My daughter my youngest child is now 19, it goes by quick. Cherish the time and take in every minute of it. Mine doesn’t enjoy it as much as she did , it slowly become less and less a priority. She still occasionally makes some time to go a couple times a year with her old Mom. Thank you for comments and welcome.
I think I posted this one other time. The story that goes along with this is always one I like to tell. I call this point "Excalibur." At about 5.5 inches it is a big point for what I find in my area. Anyhow, on this particular day I got up early and headed to the Ohio River. I hadn't crested the river bank maybe 5 minutes and I saw what would become the base of this sticking out of the sand in the high bank. Where I enter the bank in this area, I've never found anything more than a flake or two, I generally have to walk a good 500 yards till I get to the good stuff. This blade was literally stuck in the sand completely vertical. I tugged at it expecting to toss away yet another flake, but it kept coming and coming. One may question my logic given my luck in 5 minutes, but I immediately turned around, got back in my truck and called it a day. I really didn't see anything getting any better for me.

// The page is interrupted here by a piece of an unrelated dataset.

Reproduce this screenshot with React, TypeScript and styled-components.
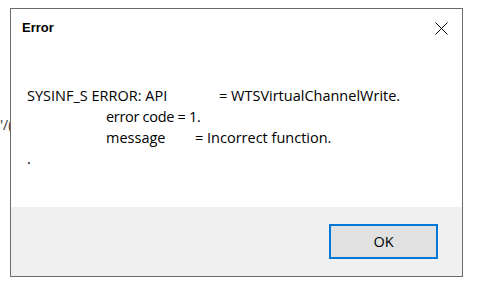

Well it's been a while since I posted these. The Yazoo Co. Mississippi knives were tied to a cigar box lid in 1896. I removed the blades and gave them a simple cleaning and then tied them back on the cigar box lid.
Michigan Yooper
If You Don’t Stand for Something, You’ll Fall for Anything
I purchased this first big one years ago. Might be argillite. All I knew is that it had an old Willard Winslow surgical tape label on one side. Then one night old timer and dean of Ma/RI's collecting families Earl Richardson stopped by. I was walking with Earl when he was close to 90, and it was tough keeping up with him. As soon as he saw this knife, he exclaimed "hey, my dad found that piece!". That would be John Richardson, a founding member of the Massachusetts Archaeological Society. So his father must have found it close to 100 years ago now. Can't stack up with the beauties on this page, but it's big at a hair short of 9".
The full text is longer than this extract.